## Prompt
Collect from the data below each line with "this".
>>>>
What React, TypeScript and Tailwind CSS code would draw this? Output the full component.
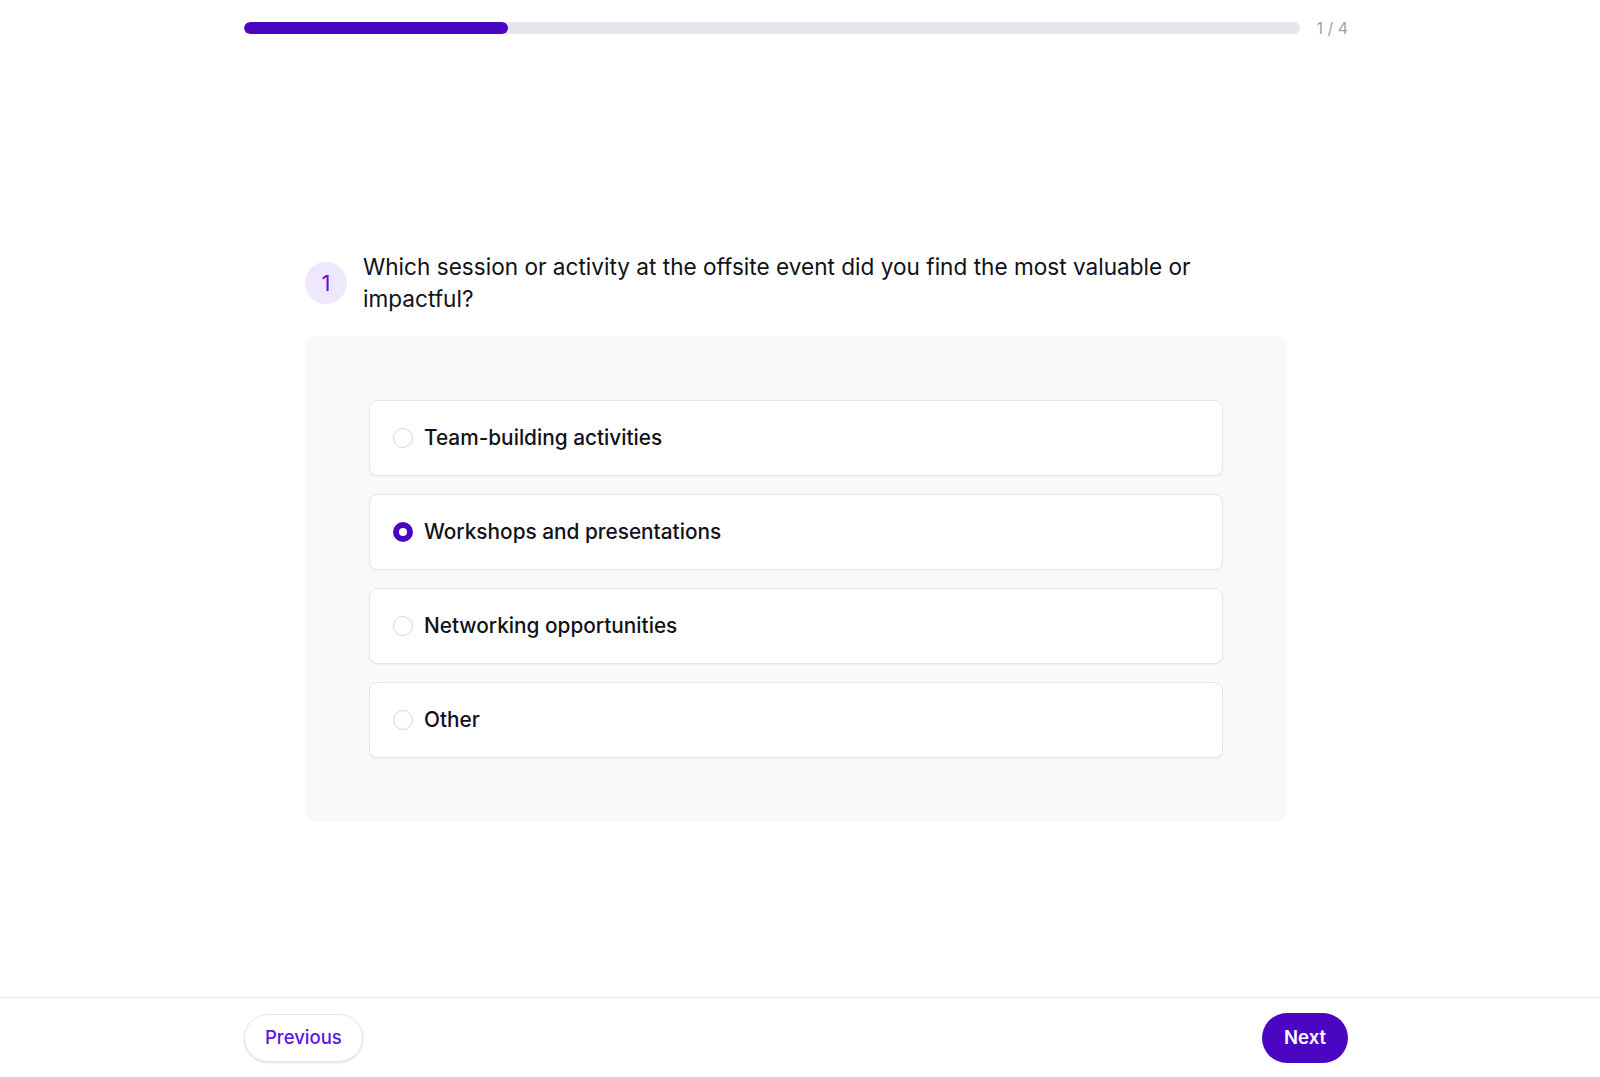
import React, { useState } from 'react';

const options = [
  'Team-building activities',
  'Workshops and presentations',
  'Networking opportunities',
  'Other',
];

const App: React.FC = () => {
  const [selected, setSelected] = useState(1);

  return (
    <div
      className="h-screen flex flex-col bg-white text-gray-900"
      style={{ fontFamily: 'Inter, "Noto Sans", sans-serif' }}
    >
      {/* Progress */}
      <div className="pr-2">
        <div className="w-[1104px] mx-auto pt-5 flex items-center gap-4">
          <div className="flex-1 h-3 rounded-full bg-[#e6e7eb] overflow-hidden">
            <div className="h-full w-1/4 rounded-full bg-[#4b06c2]" />
          </div>
          <span className="text-[16px] text-[#9ca3af] leading-none">1 / 4</span>
        </div>
      </div>

      {/* Question */}
      <div className="flex-1 pr-2">
        <div className="w-[982px] mx-auto pt-[215px]">
          <div className="flex items-center gap-4 mb-[21px]">
            <div className="w-[42px] h-[42px] shrink-0 rounded-full bg-[#efe7fd] flex items-center justify-center text-[22px] text-[#5b12d9]">
              1
            </div>
            <h1 className="text-[22.6px] leading-8 text-[#111118]">
              Which session or activity at the offsite event did you find the most valuable or
              impactful?
            </h1>
          </div>

          <div className="bg-[#f8f9fa] rounded-xl p-16 flex flex-col gap-[18px]">
            {options.map((opt, i) => (
              <button
                key={opt}
                onClick={() => setSelected(i)}
                className="h-[76px] px-[23px] flex items-center gap-[11px] bg-white border border-[#e4e6ea] rounded-lg shadow-[0_1px_2px_rgba(0,0,0,0.04)] text-left"
              >
                {selected === i ? (
                  <span className="w-5 h-5 rounded-full bg-[#4b06c2] flex items-center justify-center">
                    <span className="w-2 h-2 rounded-full bg-white" />
                  </span>
                ) : (
                  <span className="w-5 h-5 rounded-full border-[1.5px] border-[#d4d6dc] bg-white" />
                )}
                <span className="text-[20.8px] font-medium text-[#111118]">{opt}</span>
              </button>
            ))}
          </div>
        </div>
      </div>

      {/* Footer */}
      <div className="h-20 border-t border-[#e5e7eb] pr-2">
        <div className="w-[1104px] mx-auto h-full flex items-center justify-between">
          <button className="h-12 px-5 rounded-full border border-[#e5e7eb] bg-white shadow-sm text-[18.5px] font-medium text-[#5e12e6]">
            Previous
          </button>
          <button className="h-[50px] px-[22px] rounded-full bg-[#4b06c2] text-[18.5px] font-semibold text-white">
            Next
          </button>
        </div>
      </div>
    </div>
  );
};

export default App;
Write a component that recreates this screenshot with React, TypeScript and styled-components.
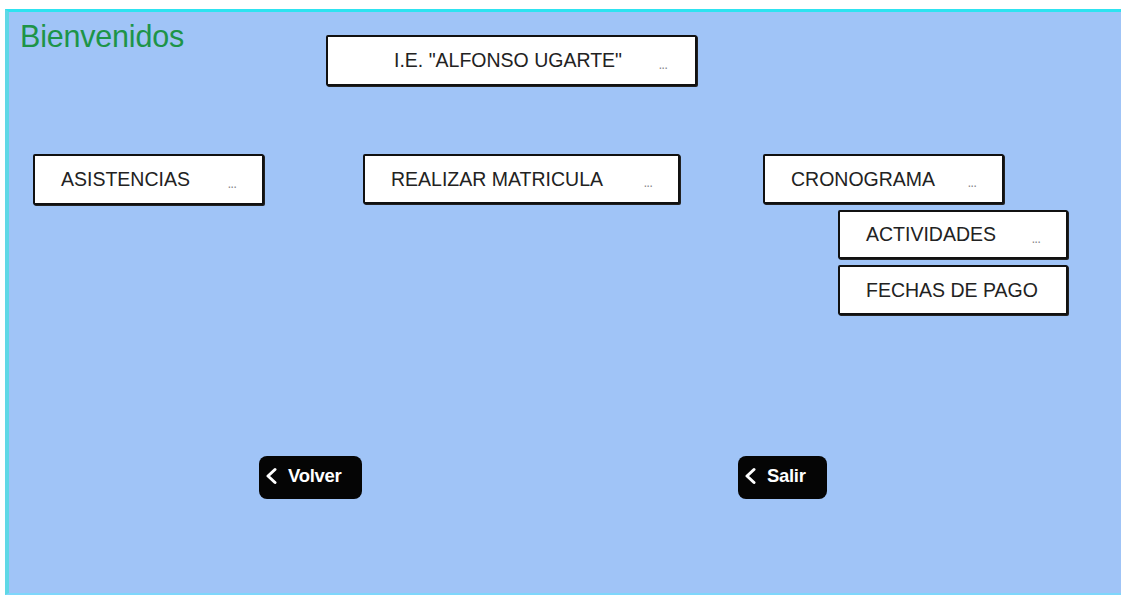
import React from "react";
import styled, { createGlobalStyle } from "styled-components";

const Global = createGlobalStyle`
  html, body { margin: 0; padding: 0; background: #ffffff; }
  body { font-family: "Liberation Sans", Arial, sans-serif; }
`;

const Page = styled.div`
  width: 1121px;
  height: 595px;
  box-sizing: border-box;
  padding: 9px 0 0 5px;
  background: #ffffff;
  overflow: hidden;
`;

const Frame = styled.div`
  box-sizing: border-box;
  height: 586px;
  background: #a0c4f7;
  border-top: 3px solid #2ee3f0;
  border-left: 4px solid #5fd8e6;
  border-bottom: 2px solid #7fd6fb;
  display: flex;
  flex-direction: column;
`;

const TopRow = styled.div`
  display: flex;
  align-items: flex-start;
`;

const Title = styled.h1`
  flex: 0 0 317px;
  box-sizing: border-box;
  margin: 6px 0 0 0;
  padding-left: 11px;
  font-family: "Liberation Sans", Arial, sans-serif;
  font-weight: 400;
  font-size: 30.5px;
  line-height: 36px;
  color: #1d9448;
  letter-spacing: -0.2px;
`;

const Box = styled.div<{ $w: number; $h: number }>`
  box-sizing: border-box;
  width: ${(p) => p.$w}px;
  height: ${(p) => p.$h}px;
  background: #ffffff;
  border: 2.5px solid #111111;
  border-radius: 2px;
  box-shadow: 1px 1px 0 #222;
  display: flex;
  align-items: center;
  position: relative;
`;

const Label = styled.span<{ $pl: number }>`
  padding-left: ${(p) => p.$pl}px;
  font-family: "Liberation Sans", Arial, sans-serif;
  font-size: 19.5px;
  color: #222222;
  white-space: nowrap;
`;

const Dots = styled.span<{ $r: number }>`
  position: absolute;
  right: ${(p) => p.$r}px;
  top: 50%;
  transform: translateY(-25%);
  font-family: "DejaVu Sans", sans-serif;
  font-size: 12px;
  color: #8a8a8a;
  letter-spacing: -1px;
`;

const HeaderBoxWrap = styled.div`
  margin-top: 23px;
`;

const MenuRow = styled.div`
  display: flex;
  align-items: flex-start;
  margin-top: 68px;
  padding-left: 24px;
`;

const Column = styled.div<{ $ml: number }>`
  margin-left: ${(p) => p.$ml}px;
  display: flex;
  flex-direction: column;
`;

const SubList = styled.div`
  margin: 6px 0 0 75px;
  display: flex;
  flex-direction: column;
  gap: 6px;
`;

const ButtonRow = styled.div`
  display: flex;
  margin-top: 141px;
  padding-left: 250px;
`;

const DarkButton = styled.button<{ $w: number; $ml: number }>`
  margin-left: ${(p) => p.$ml}px;
  width: ${(p) => p.$w}px;
  height: 43px;
  background: #050505;
  border: none;
  border-radius: 8px;
  color: #ffffff;
  display: flex;
  align-items: center;
  padding: 0 0 3px 6px;
  gap: 11px;
  font-family: "Liberation Sans", Arial, sans-serif;
  font-weight: 700;
  font-size: 18.5px;
  letter-spacing: -0.3px;
  cursor: pointer;
`;

const Chevron = () => (
  <svg width="12" height="18" viewBox="0 0 12 18">
    <path d="M10 2.5 L3 9 L10 15.5" fill="none" stroke="#fff" strokeWidth="3" strokeLinecap="round" strokeLinejoin="round" />
  </svg>
);

export default function App() {
  return (
    <>
      <Global />
      <Page>
        <Frame>
          <TopRow>
            <Title>Bienvenidos</Title>
            <HeaderBoxWrap>
              <Box $w={371} $h={51}>
                <Label $pl={66}>I.E. "ALFONSO UGARTE"</Label>
                <Dots $r={28}>...</Dots>
              </Box>
            </HeaderBoxWrap>
          </TopRow>
          <MenuRow>
            <Column $ml={0}>
              <Box $w={231} $h={51}>
                <Label $pl={26}>ASISTENCIAS</Label>
                <Dots $r={26}>...</Dots>
              </Box>
            </Column>
            <Column $ml={99}>
              <Box $w={317} $h={50}>
                <Label $pl={26}>REALIZAR MATRICULA</Label>
                <Dots $r={26}>...</Dots>
              </Box>
            </Column>
            <Column $ml={83}>
              <Box $w={241} $h={50}>
                <Label $pl={26}>CRONOGRAMA</Label>
                <Dots $r={26}>...</Dots>
              </Box>
              <SubList>
                <Box $w={230} $h={49}>
                  <Label $pl={26}>ACTIVIDADES</Label>
                  <Dots $r={26}>...</Dots>
                </Box>
                <Box $w={230} $h={50}>
                  <Label $pl={26}>FECHAS DE PAGO</Label>
                </Box>
              </SubList>
            </Column>
          </MenuRow>
          <ButtonRow>
            <DarkButton $w={103} $ml={0}>
              <Chevron />
              Volver
            </DarkButton>
            <DarkButton $w={89} $ml={376}>
              <Chevron />
              Salir
            </DarkButton>
          </ButtonRow>
        </Frame>
      </Page>
    </>
  );
}
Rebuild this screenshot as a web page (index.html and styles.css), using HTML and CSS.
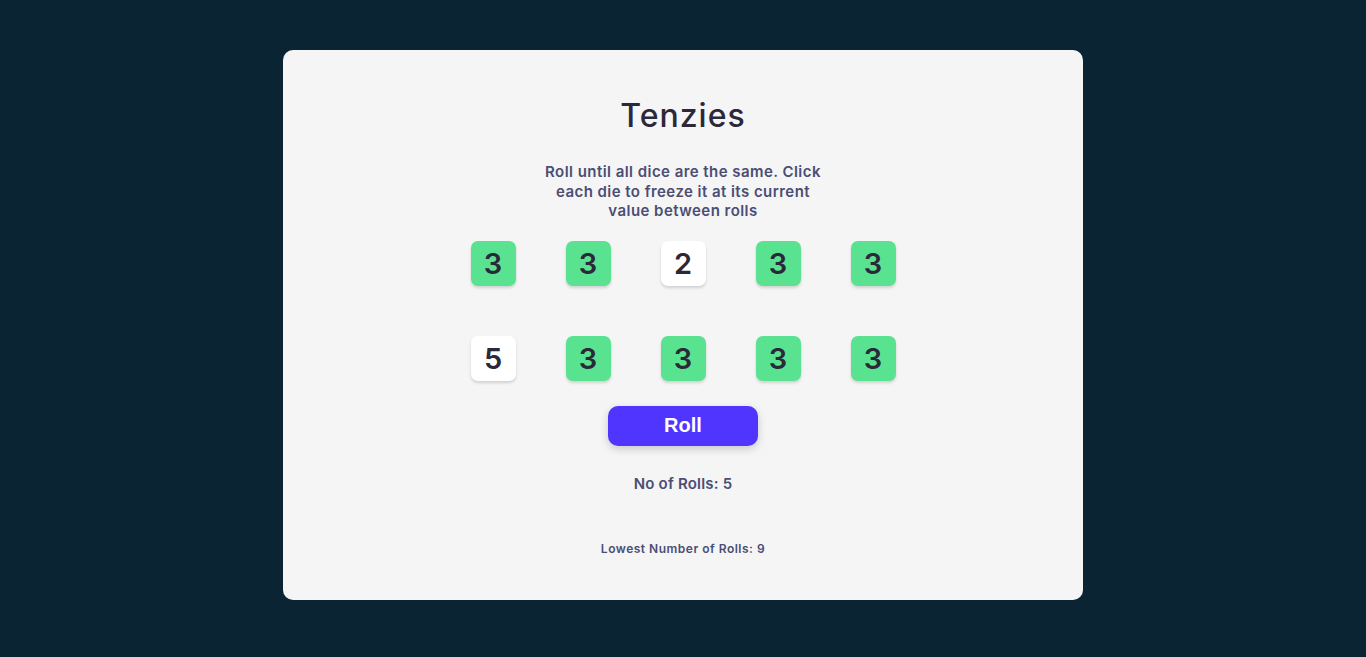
<<<<
## Exercise output
What React, TypeScript and Tailwind CSS code would draw this? Output the full component.
Write a component that recreates this screenshot with React, TypeScript and styled-components.
Rebuild this screenshot as a web page (index.html and styles.css), using HTML and CSS.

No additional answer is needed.